▶ **Task directions**
Each line that includes the string "this" counts once; give the total and nothing else.

▶ **Entries supplied**
---+---
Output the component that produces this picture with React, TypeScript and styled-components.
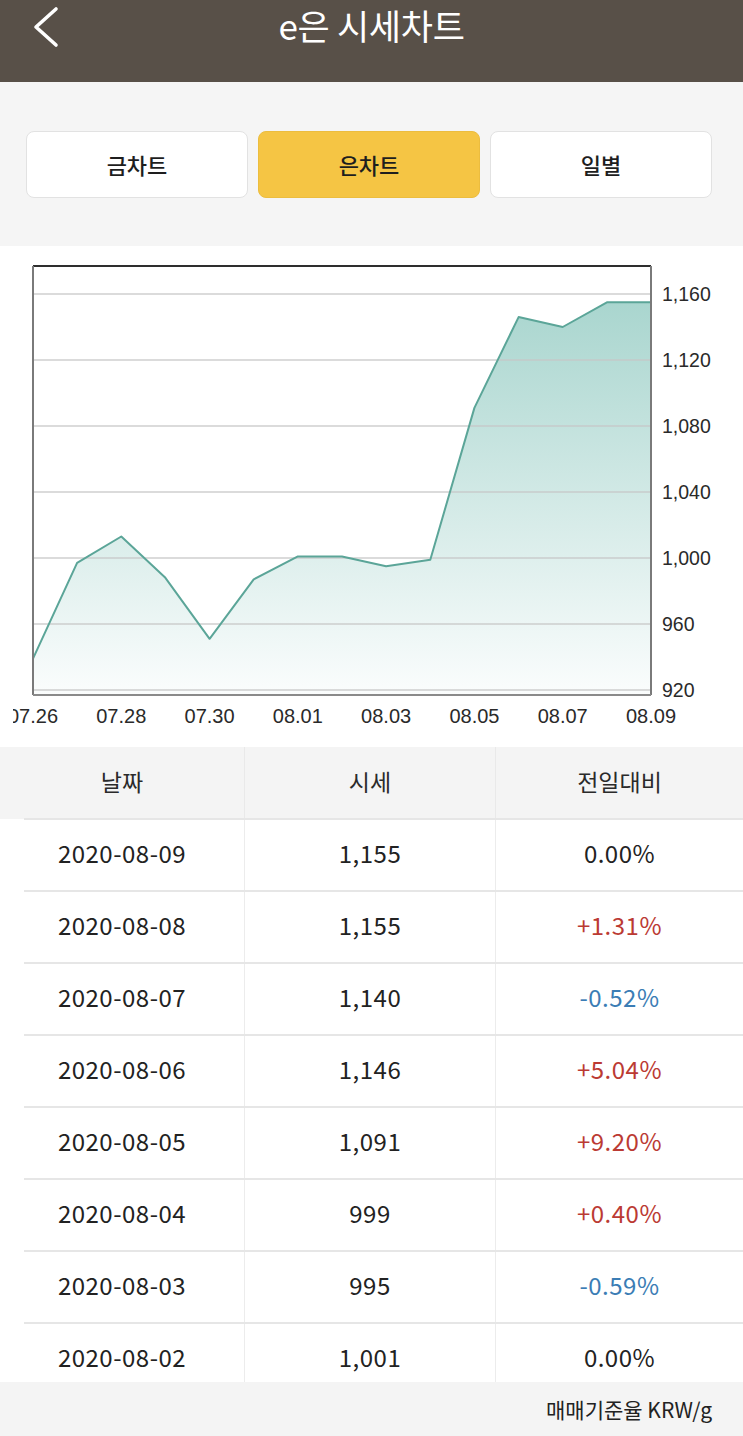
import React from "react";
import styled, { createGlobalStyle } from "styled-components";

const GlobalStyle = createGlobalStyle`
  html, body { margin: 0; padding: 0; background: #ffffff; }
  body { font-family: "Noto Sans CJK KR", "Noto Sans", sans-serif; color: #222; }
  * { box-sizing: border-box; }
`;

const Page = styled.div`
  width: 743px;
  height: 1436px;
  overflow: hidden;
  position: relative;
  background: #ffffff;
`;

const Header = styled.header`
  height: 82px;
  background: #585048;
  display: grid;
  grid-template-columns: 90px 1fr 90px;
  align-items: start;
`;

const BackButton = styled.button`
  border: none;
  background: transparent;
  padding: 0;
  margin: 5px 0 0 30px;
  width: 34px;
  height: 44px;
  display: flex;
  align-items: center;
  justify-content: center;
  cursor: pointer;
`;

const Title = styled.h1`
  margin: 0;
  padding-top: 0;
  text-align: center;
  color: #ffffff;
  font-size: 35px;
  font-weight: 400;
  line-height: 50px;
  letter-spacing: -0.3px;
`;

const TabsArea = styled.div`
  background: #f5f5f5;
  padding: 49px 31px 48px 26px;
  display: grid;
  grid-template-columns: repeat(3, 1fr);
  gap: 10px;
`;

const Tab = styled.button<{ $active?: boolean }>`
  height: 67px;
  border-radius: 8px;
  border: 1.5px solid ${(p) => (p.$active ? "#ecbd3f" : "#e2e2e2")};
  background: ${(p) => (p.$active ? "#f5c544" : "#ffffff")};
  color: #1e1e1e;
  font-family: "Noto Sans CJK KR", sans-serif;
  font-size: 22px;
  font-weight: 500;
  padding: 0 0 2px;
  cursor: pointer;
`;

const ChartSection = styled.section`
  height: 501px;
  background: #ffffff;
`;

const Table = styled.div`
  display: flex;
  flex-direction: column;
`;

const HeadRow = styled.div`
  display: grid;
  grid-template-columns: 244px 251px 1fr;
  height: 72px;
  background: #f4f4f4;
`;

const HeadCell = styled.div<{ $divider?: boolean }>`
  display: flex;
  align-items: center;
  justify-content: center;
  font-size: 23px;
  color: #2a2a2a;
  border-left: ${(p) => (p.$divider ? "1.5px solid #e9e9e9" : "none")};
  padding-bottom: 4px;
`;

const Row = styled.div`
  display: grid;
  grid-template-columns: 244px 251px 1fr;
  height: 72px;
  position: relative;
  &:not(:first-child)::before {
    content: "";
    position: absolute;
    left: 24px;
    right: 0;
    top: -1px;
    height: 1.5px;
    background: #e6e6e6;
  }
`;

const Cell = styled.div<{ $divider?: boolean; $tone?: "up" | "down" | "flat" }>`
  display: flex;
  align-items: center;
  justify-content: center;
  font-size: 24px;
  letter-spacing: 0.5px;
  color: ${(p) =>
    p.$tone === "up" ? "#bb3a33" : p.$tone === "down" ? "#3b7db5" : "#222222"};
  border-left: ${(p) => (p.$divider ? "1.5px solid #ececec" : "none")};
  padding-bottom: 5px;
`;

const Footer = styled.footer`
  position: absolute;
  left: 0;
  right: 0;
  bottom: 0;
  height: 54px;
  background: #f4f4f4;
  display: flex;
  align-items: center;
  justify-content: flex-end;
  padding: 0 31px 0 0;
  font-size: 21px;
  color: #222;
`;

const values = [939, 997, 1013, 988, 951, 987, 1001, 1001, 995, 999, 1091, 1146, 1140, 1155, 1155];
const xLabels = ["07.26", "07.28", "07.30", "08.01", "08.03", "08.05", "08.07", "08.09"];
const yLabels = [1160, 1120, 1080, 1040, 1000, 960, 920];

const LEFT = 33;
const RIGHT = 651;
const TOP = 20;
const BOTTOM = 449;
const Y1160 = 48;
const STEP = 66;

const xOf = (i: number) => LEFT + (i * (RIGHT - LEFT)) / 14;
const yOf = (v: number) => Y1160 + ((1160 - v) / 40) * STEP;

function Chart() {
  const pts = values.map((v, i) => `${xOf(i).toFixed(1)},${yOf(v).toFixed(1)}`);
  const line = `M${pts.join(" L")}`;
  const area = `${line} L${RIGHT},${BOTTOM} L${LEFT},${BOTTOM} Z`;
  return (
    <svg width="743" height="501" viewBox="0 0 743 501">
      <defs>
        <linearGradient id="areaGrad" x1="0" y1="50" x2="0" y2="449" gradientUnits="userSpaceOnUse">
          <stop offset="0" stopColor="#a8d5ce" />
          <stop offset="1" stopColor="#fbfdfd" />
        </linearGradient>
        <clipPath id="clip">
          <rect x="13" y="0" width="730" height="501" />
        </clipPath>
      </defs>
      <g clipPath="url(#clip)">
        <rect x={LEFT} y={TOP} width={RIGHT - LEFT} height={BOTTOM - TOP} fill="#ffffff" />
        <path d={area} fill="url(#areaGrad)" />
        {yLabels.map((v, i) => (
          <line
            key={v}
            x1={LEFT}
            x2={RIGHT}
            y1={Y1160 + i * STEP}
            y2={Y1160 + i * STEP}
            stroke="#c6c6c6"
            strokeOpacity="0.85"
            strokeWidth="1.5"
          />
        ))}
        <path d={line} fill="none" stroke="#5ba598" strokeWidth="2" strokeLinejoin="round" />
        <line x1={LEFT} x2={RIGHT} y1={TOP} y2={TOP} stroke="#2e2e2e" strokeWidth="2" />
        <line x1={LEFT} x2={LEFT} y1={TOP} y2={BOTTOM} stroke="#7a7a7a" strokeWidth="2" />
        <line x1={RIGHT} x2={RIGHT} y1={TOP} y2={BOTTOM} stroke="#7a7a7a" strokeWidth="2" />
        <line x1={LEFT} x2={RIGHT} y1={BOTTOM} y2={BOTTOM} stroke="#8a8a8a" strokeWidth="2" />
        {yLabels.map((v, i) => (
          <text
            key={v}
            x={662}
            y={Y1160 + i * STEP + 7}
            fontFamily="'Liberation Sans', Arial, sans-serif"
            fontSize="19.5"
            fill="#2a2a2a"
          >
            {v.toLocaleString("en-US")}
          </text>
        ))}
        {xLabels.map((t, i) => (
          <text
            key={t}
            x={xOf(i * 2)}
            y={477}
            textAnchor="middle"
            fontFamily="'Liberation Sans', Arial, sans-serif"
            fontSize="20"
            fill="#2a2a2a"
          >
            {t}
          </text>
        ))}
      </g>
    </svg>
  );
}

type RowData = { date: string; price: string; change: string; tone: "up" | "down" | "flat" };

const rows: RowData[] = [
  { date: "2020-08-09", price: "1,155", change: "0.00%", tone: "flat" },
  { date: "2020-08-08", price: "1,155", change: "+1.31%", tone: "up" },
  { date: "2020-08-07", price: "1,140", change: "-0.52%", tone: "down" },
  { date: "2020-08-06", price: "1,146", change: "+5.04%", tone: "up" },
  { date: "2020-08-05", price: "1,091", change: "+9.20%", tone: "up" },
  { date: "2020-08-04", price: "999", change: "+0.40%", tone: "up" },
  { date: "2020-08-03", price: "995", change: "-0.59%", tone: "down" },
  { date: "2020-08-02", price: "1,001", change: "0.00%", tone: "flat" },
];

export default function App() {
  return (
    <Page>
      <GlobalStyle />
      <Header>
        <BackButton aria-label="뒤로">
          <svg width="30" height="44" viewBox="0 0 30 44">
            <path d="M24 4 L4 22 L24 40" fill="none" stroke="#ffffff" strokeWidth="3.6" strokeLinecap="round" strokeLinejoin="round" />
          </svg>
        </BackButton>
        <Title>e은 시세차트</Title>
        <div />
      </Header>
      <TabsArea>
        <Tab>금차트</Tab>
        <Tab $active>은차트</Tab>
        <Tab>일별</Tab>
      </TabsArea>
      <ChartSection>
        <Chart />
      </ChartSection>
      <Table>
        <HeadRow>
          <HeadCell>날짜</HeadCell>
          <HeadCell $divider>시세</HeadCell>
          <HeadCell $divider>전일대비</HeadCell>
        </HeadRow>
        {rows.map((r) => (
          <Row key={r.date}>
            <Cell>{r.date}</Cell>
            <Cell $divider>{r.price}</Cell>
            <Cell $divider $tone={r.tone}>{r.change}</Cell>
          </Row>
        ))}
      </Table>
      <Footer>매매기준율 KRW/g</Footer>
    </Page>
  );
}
---+---
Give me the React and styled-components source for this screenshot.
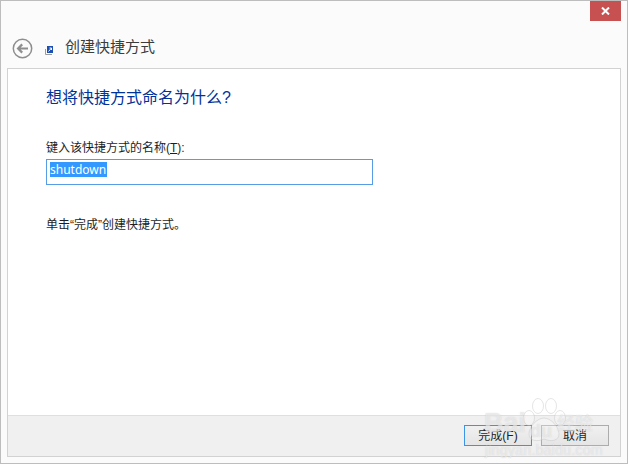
---+---
▶ **Reply**
2